MATERIAL →

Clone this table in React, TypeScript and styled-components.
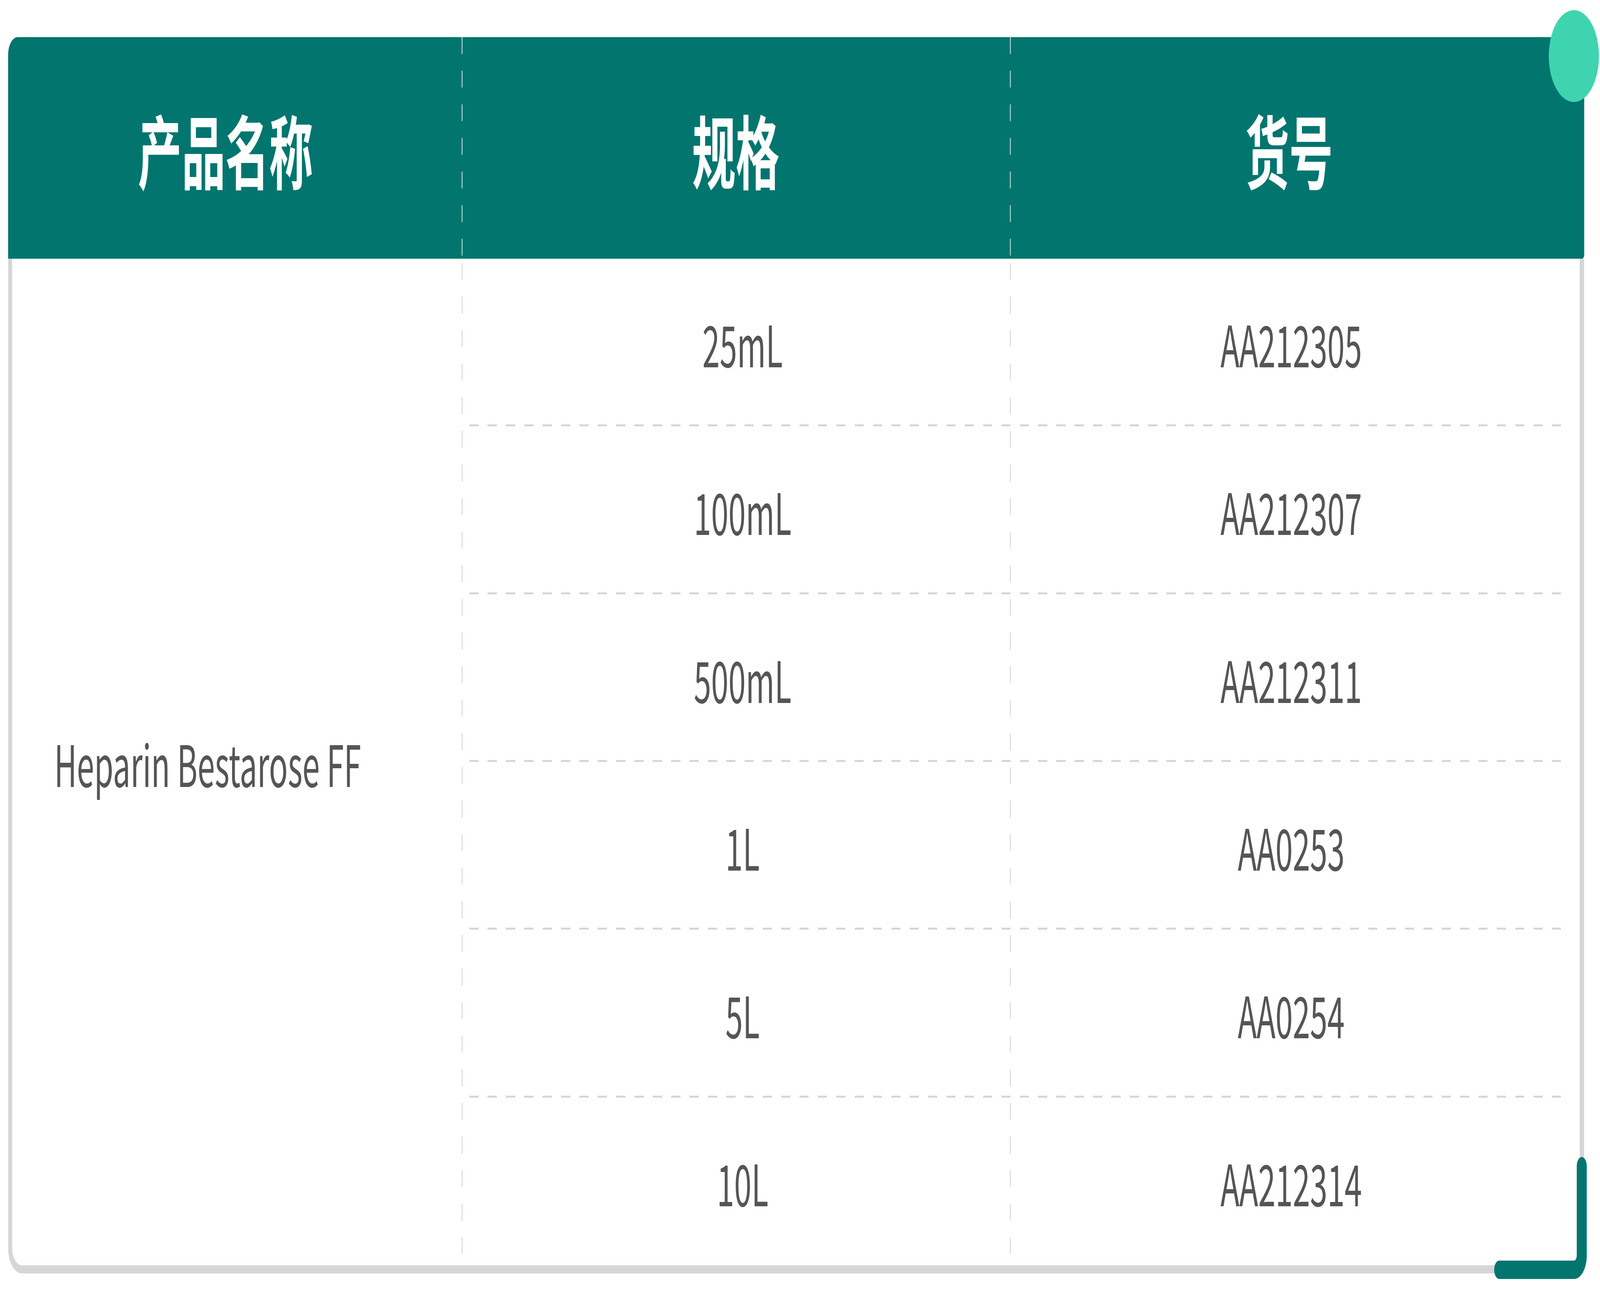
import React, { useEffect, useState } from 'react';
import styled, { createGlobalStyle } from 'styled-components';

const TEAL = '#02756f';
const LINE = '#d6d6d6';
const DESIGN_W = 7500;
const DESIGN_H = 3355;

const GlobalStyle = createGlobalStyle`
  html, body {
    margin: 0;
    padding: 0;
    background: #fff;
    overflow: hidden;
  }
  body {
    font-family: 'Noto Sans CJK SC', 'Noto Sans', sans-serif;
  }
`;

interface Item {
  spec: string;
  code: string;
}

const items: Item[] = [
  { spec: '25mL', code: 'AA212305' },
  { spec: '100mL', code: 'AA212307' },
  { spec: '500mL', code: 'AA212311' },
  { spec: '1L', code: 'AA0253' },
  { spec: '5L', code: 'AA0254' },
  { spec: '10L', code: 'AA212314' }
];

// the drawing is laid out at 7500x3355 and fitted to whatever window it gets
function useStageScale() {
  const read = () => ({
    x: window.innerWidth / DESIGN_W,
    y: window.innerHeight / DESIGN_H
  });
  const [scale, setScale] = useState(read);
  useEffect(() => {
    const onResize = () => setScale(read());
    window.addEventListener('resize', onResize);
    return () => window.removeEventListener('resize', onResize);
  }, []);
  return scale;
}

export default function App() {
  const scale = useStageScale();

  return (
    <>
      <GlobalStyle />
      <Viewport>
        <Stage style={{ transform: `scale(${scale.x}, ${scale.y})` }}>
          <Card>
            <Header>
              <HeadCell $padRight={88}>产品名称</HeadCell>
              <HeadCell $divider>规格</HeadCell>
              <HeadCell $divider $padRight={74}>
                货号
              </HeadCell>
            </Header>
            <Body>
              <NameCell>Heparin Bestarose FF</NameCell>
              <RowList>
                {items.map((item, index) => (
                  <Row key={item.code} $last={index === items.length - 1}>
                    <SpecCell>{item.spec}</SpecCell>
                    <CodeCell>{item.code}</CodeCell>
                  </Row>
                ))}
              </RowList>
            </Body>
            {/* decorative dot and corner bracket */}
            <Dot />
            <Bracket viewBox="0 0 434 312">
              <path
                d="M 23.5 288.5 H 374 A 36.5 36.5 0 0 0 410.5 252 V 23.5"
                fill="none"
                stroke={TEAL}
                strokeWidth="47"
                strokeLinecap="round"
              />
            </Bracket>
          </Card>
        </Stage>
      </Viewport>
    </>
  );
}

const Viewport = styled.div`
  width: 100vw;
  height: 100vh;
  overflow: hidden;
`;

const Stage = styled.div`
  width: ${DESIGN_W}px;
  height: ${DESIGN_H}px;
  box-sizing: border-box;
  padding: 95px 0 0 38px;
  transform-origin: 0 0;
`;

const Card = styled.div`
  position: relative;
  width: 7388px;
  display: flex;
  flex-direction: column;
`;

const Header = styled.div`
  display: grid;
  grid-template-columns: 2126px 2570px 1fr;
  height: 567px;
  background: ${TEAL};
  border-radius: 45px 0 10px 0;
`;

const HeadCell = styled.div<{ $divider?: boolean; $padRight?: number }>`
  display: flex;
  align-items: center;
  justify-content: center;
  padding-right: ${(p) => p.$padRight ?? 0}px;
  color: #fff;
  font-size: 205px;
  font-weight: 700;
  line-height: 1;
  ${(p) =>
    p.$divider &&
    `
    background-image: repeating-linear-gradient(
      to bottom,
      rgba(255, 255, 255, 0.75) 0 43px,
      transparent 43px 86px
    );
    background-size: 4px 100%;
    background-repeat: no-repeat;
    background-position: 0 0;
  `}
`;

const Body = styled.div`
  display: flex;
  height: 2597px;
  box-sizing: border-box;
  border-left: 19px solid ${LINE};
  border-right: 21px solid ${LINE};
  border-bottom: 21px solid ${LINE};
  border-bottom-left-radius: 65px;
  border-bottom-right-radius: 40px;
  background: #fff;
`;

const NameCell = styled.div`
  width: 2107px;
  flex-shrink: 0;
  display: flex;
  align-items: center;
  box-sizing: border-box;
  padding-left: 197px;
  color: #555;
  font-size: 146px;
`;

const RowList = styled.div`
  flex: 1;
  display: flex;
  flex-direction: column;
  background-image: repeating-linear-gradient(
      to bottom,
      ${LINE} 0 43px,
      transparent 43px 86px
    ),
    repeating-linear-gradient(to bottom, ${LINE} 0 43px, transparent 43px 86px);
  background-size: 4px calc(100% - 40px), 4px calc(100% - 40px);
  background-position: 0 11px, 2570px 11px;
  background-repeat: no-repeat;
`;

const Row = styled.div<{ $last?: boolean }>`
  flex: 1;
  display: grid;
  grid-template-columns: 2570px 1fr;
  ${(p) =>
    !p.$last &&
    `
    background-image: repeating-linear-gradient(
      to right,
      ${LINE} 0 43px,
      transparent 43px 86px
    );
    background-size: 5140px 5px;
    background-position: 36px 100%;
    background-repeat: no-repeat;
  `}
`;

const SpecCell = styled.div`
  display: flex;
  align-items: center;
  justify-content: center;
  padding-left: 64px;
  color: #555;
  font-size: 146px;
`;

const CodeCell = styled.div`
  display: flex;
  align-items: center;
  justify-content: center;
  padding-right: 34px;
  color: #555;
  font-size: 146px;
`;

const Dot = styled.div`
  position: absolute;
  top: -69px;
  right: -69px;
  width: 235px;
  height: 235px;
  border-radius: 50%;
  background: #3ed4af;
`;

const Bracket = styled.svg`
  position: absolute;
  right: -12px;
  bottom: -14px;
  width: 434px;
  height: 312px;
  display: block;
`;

STATED TASK → Repeat the lines of the listing above verbatim, beginning at its first line and ending at the line containing "const scale = useStageScale();", which is included. Omit pictures.

WRITTEN SOLUTION →
Clone this table in React, TypeScript and styled-components.
import React, { useEffect, useState } from 'react';
import styled, { createGlobalStyle } from 'styled-components';

const TEAL = '#02756f';
const LINE = '#d6d6d6';
const DESIGN_W = 7500;
const DESIGN_H = 3355;

const GlobalStyle = createGlobalStyle`
  html, body {
    margin: 0;
    padding: 0;
    background: #fff;
    overflow: hidden;
  }
  body {
    font-family: 'Noto Sans CJK SC', 'Noto Sans', sans-serif;
  }
`;

interface Item {
  spec: string;
  code: string;
}

const items: Item[] = [
  { spec: '25mL', code: 'AA212305' },
  { spec: '100mL', code: 'AA212307' },
  { spec: '500mL', code: 'AA212311' },
  { spec: '1L', code: 'AA0253' },
  { spec: '5L', code: 'AA0254' },
  { spec: '10L', code: 'AA212314' }
];

// the drawing is laid out at 7500x3355 and fitted to whatever window it gets
function useStageScale() {
  const read = () => ({
    x: window.innerWidth / DESIGN_W,
    y: window.innerHeight / DESIGN_H
  });
  const [scale, setScale] = useState(read);
  useEffect(() => {
    const onResize = () => setScale(read());
    window.addEventListener('resize', onResize);
    return () => window.removeEventListener('resize', onResize);
  }, []);
  return scale;
}

export default function App() {
  const scale = useStageScale();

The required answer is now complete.